SSi Forum

Tiny questions with quick answers - continuing thread


#5698

The only answer I can give you is “that’s just the way it is”. The ordinal words usually come before the noun, except “first”, which comes after.
Y tro cynta - the first time
Yr ail dro - the second time, and so on.


#5699

Yes, ‘one’ is the anomaly - I was going to answer by saying ‘to catch learners out’ :wink: but @Hendrik beat me to it!

But well spotted…having asked the question you’ll remember it now (maybe)!

Rich :slight_smile:


#5700

Llongyfarchiadau mawr Baruch! Newyddion bendigedeg a chroeso mawr i’r babi newydd.


#5701

Many congratulations, Baruch!


#5702

Thanks a lot for the answers.
And seeing the word “newydd” (breton nevez, = new) I AND above all the congratulations in this topic about granfsons, I also congratulate Baruch ! I suppose a baby has born (mabig in breton)


#5703

Hi, just wondering what people say for “to report” in a line management sense - as in if I wanted to say: I used to report to Fred but now I report to Bert. Or how would you say line manager?


#5704

Had to look that up! and GyA gives this -
to report [oneself] to someone: mynd gerbron rhywun, ymddangos gerbron rhywun.

line-manager = rheolwr atebol


#5705

Thanks Siaron - ymddangos gerbron feels a bit like I would be in trouble so I think maybe talking about line managers is a better way of explaining should anyone show interest in my job situation!


#5706

You’ll often hear the more literal ‘rheolwr llinell’ in Gwynedd Council - but the kind of context where you might hear ‘I report to so-and-so’ in English would probably be more likely to work as ‘mae so-and-so yn rheolwr llinell arna i’ in Welsh… :slight_smile:


#5707

Interesting. “mab” in Welsh is “son” (can also be “boy”).
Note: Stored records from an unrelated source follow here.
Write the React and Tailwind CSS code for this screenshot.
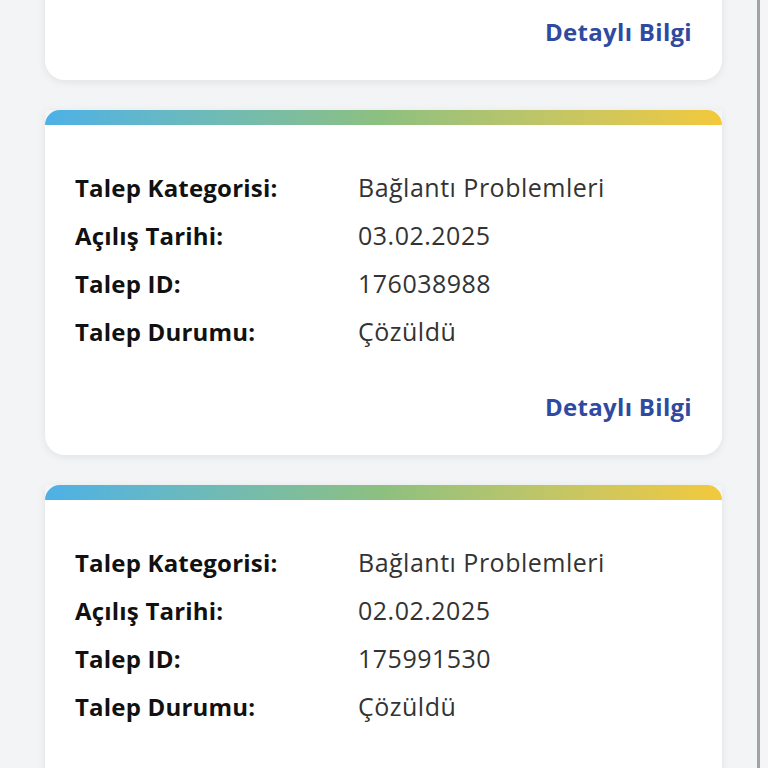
import React from 'react';

const TICKETS = [
    { category: 'Bağlantı Problemleri', date: '04.02.2025', id: '176101245', status: 'Çözüldü' },
    { category: 'Bağlantı Problemleri', date: '03.02.2025', id: '176038988', status: 'Çözüldü' },
    { category: 'Bağlantı Problemleri', date: '02.02.2025', id: '175991530', status: 'Çözüldü' },
];

function Row({ label, value }) {
    return (
        <div className="flex h-[48px] items-center">
            <span className="w-[283px] shrink-0 text-[24px] font-bold tracking-[0.2px] text-[#111111]">{label}</span>
            <span className="text-[25px] tracking-[0.5px] text-[#333333]">{value}</span>
        </div>
    );
}

function TicketCard({ ticket }) {
    return (
        <div className="rounded-b-[20px] shadow-[0_2px_8px_rgba(0,0,0,0.08)]">
            {/* colored strip on top */}
            <div className="h-[15px] rounded-t-[20px] bg-gradient-to-r from-[#4db1e6] via-[#8dc07f] to-[#f2c93a]" />
            <div className="rounded-b-[20px] bg-white px-[30px] pt-[39px] pb-[24px]">
                <Row label="Talep Kategorisi:" value={ticket.category} />
                <Row label="Açılış Tarihi:" value={ticket.date} />
                <Row label="Talep ID:" value={ticket.id} />
                <Row label="Talep Durumu:" value={ticket.status} />
                <div className="mt-[27px] flex h-[48px] items-center justify-end">
                    <span className="font-bold tracking-[0.3px] text-[#2f4aa0]">Detaylı Bilgi</span>
                </div>
            </div>
        </div>
    );
}

export default function App() {
    return (
        <div
            className="flex h-[768px] w-[768px] overflow-hidden bg-[#f3f4f6] text-[24px]"
            style={{ fontFamily: '"Open Sans", "Noto Sans", sans-serif' }}
        >
            <div className="w-[757px] shrink-0 pl-[45px] pr-[35px]">
                <div className="-mt-[265px] flex flex-col gap-[30px]">
                    {TICKETS.map((t) => (
                        <TicketCard key={t.id} ticket={t} />
                    ))}
                </div>
            </div>
            <div className="w-[3px] shrink-0 bg-[#a3a3a3]" />
            <div className="flex-1 bg-[#f5f5f7]" />
        </div>
    );
}
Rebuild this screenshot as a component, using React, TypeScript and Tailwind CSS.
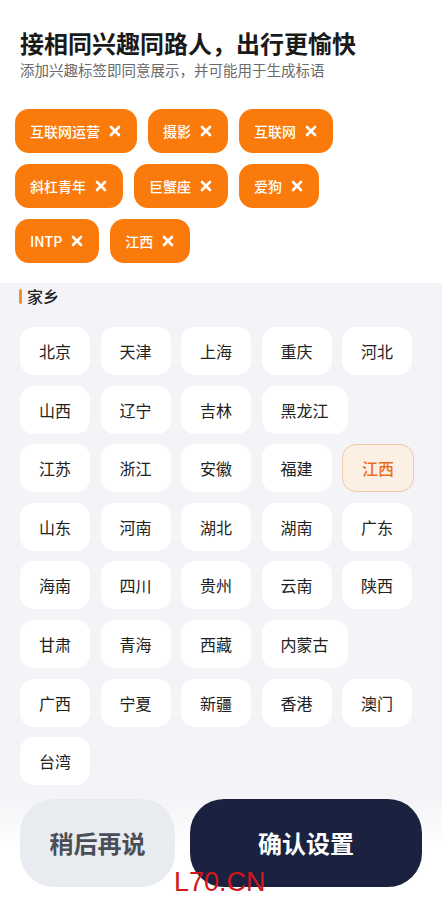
import React from 'react'

const selectedTags = ['互联网运营', '摄影', '互联网', '斜杠青年', '巨蟹座', '爱狗', 'INTP', '江西']

const provinceRows = [
  ['北京', '天津', '上海', '重庆', '河北'],
  ['山西', '辽宁', '吉林', '黑龙江'],
  ['江苏', '浙江', '安徽', '福建', '江西'],
  ['山东', '河南', '湖北', '湖南', '广东'],
  ['海南', '四川', '贵州', '云南', '陕西'],
  ['甘肃', '青海', '西藏', '内蒙古'],
  ['广西', '宁夏', '新疆', '香港', '澳门'],
  ['台湾'],
]

function CloseIcon() {
  return (
    <svg className="w-3 h-3 shrink-0" viewBox="0 0 12 12" fill="none" aria-hidden="true">
      <path d="M2 2L10 10M10 2L2 10" stroke="white" strokeWidth="2.6" strokeLinecap="round" />
    </svg>
  )
}

export default function App() {
  const current = '江西'

  return (
    <div
      className="relative min-h-screen w-full bg-[#f4f4f8]"
      style={{ fontFamily: '"Noto Sans CJK SC", "Noto Sans", sans-serif' }}
    >
      <section className="bg-white px-[20px] pt-[28px] pb-[20px]">
        <h1 className="text-[24px] leading-[30px] font-bold text-[#1a1a1a]">接相同兴趣同路人，出行更愉快</h1>
        <p className="mt-[2px] text-[14.5px] leading-[20px] text-[#6b6b6b]">添加兴趣标签即同意展示，并可能用于生成标语</p>

        <div className="-ml-[5px] mt-[29px] flex w-[320px] flex-wrap gap-[11px]">
          {selectedTags.map((tag) => (
            <button
              key={tag}
              className="flex h-[44px] items-center gap-[9px] rounded-[14px] bg-[#fa7b0c] pl-[15px] pr-[16px] text-[14px] font-medium text-white"
            >
              <span>{tag}</span>
              <CloseIcon />
            </button>
          ))}
        </div>
      </section>

      <section className="px-[20px] pt-[3px]">
        <div className="flex items-center gap-[5px]">
          <span className="h-[15px] w-[3px] -ml-[1px] rounded-full bg-[#f0902c]" />
          <h2 className="text-[16px] leading-[20px] font-medium text-[#222]">家乡</h2>
        </div>

        <div className="mt-[21px] flex flex-col gap-[10.6px]">
          {provinceRows.map((row, i) => (
            <div key={i} className="flex gap-[10.5px]">
              {row.map((p) => (
                <button
                  key={p}
                  className={
                    p === current
                      ? 'flex h-[48px] min-w-[70px] items-center justify-center rounded-[14px] border border-[#efc9a2] bg-[#fcefe3] px-[19px] text-[16px] font-medium text-[#e96f1c]'
                      : 'flex h-[48px] min-w-[70px] items-center justify-center rounded-[14px] bg-white px-[19px] text-[16px] text-[#222]'
                  }
                >
                  {p}
                </button>
              ))}
            </div>
          ))}
        </div>
      </section>

      <div className="mt-[14px] flex gap-[15px] bg-gradient-to-b from-[#f4f4f8] to-white to-[45%] px-[20px] pb-[16px]">
        <button className="h-[88px] w-[155px] rounded-[34px] bg-[#e8ebef] text-[24px] font-bold text-[#4a4f57]">稍后再说</button>
        <button className="h-[88px] flex-1 rounded-[34px] bg-[#1a2240] text-[24px] font-bold text-white">确认设置</button>
      </div>

      <span
        className="absolute left-[174px] top-[869px] text-[27px] leading-none text-[#d4161b]"
        style={{ fontFamily: '"Liberation Sans", Arial, sans-serif' }}
      >
        L70.CN
      </span>
    </div>
  )
}
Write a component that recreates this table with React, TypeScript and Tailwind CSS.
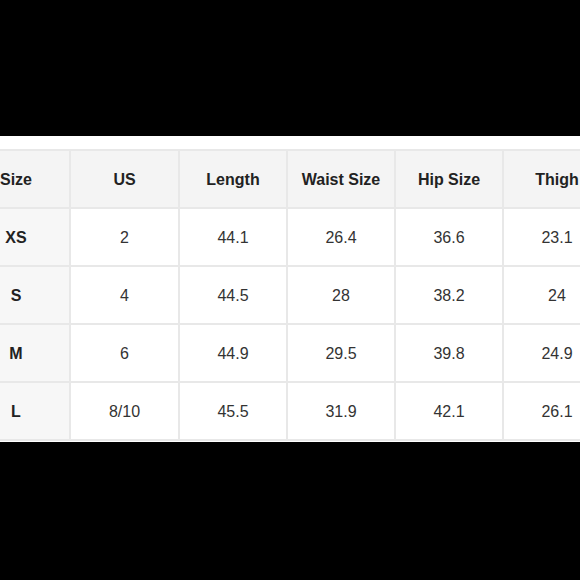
const headers = ["Size", "US", "Length", "Waist Size", "Hip Size", "Thigh"];

const rows = [
  ["XS", "2", "44.1", "26.4", "36.6", "23.1"],
  ["S", "4", "44.5", "28", "38.2", "24"],
  ["M", "6", "44.9", "29.5", "39.8", "24.9"],
  ["L", "8/10", "45.5", "31.9", "42.1", "26.1"],
];

const App = () => {
  return (
    <div
      className="w-[580px] h-[580px] bg-black overflow-hidden flex flex-col"
      style={{ fontFamily: '"Liberation Sans", Arial, sans-serif' }}
    >
      <div className="h-[136px] shrink-0" />
      <div className="h-[306px] shrink-0 bg-white pt-[13px] overflow-hidden">
        <div className="ml-[-39px] w-max grid grid-cols-[106px_107px_106px_106px_106px_106px] gap-[2px] p-[2px] bg-[#e8e8e8]">
          {headers.map((h) => (
            <div
              key={h}
              className="h-[56px] pt-[2px] bg-[#f4f4f4] flex items-center justify-center text-[16px] font-bold text-[#222]"
            >
              {h}
            </div>
          ))}
          {rows.map((row) =>
            row.map((cell, i) => (
              <div
                key={row[0] + i}
                className={
                  i === 0
                    ? "h-[56px] pt-[2px] bg-[#f7f7f7] flex items-center justify-center text-[16px] font-bold text-[#222]"
                    : "h-[56px] pt-[2px] bg-white flex items-center justify-center text-[16px] text-[#333]"
                }
              >
                {cell}
              </div>
            )),
          )}
        </div>
      </div>
      <div className="flex-1" />
    </div>
  );
};

export default App;
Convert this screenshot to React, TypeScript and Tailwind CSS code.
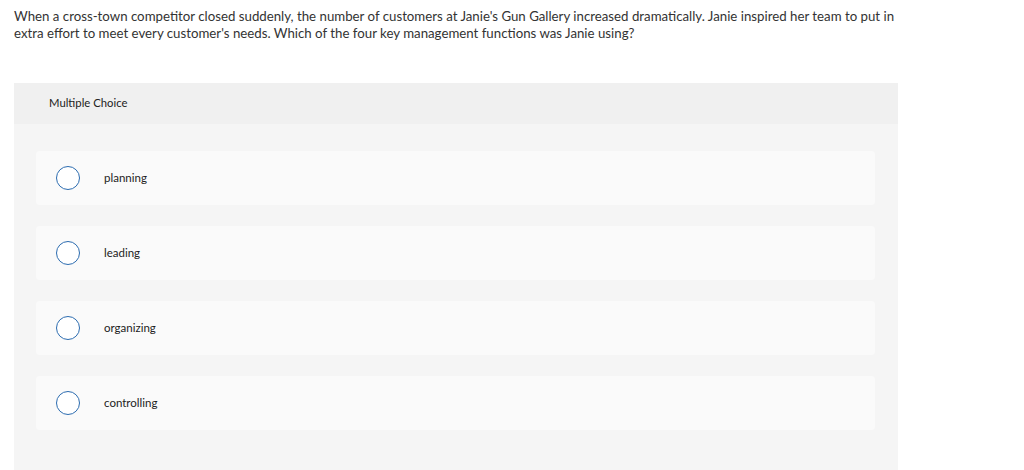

For “baby” people seem to use “babi” (or “babi bach”), but I see there is also “baban”, or “maban”.


#5708

Mabig in breton would better be a baby boy (mab = son, becomes “Ab” in the family names, for exemple Abjean = Johnson). New locutors now say “babig”, which is nice too.

I have another tiny question, nothing to see : I was said that a lake in Wales is called “lake Llydaw” and that Lydaw means “Brittany”. Is that so ? If not, what does it mean, and what would be the welsh for Brittany theb ?


#5709

Yes, Llydaw is Brittany in Welsh (and the language Breton is Llydaweg) and there is indeed a lovely lake called Llyn Llydaw


#5710

Diolch Siaronjames ! (for the anxwer and for the link ! Beautiful ! I wish so much I go to Wales one day…)


#5711

Diolch yn fawr to all for the kind wishes and - of course - for the help with Welsh on the arrival of our ŵyr!


#5712

I occasionally hear something like “genai” when listening to stuff.

I’ve just been assuming it’s just a way of pronouncing “gen i” - is that correct or am I way off?

Thanks! :slight_smile:


#5713

Yes, I think so.
Unless you were listening to something about lichen, scales, skin or puppies :slight_smile:


#5714

I think you and John are right. There are a number of different forms of this.
The basic (dictionary) word is “gan” and then this is modified (some people use the word “conjugated”) according to the person to whom it refers.

You might have heard “gynnai” (or “gynna i” - same pronunciation really) or maybe “gennai” or maybe “gannai”. I used to think it was a slightly more old fashioned or formal version of “gen i”, but more recently, I seem to have noticed it in fairly common use on S4C or Radio Cymru, so perhaps it’s just a common alternative.

The best place to look is Gareth King’s Modern Welsh Complete Grammar, if you can get hold of a copy (or you might find it on google books, but usually you can only see a part of the book, so no guarantee that the relevant section will be available).

I was hoping to find a good summary of “gan” online, but not much luck so far. Best so far is this:

http://www.bbc.co.uk/wales/catchphrase/ysbyty_brynaber/lessons/language/lang12.shtml

…but it does not show the “gennai” or “gynnai” variant.

Edit: Just looked in my Pocket Modern Welsh Dictionary (also courtesy of Gareth), under “gan”, and it gives “gynna i” as “especially in the north”)


#5715

I think the term is “inflected preposition” but I could be wrong.


#5716

Sounds better to me, me since “conjugated” is really for verbs, isn’t it? But I saw “conjugation” on one of the relevant “Catchphrase” pages, FWIW. :slight_smile:


#5717

I might be wrong, it’s just the term I’ve seen online. I suspect @garethrking is the person for the definitive answer!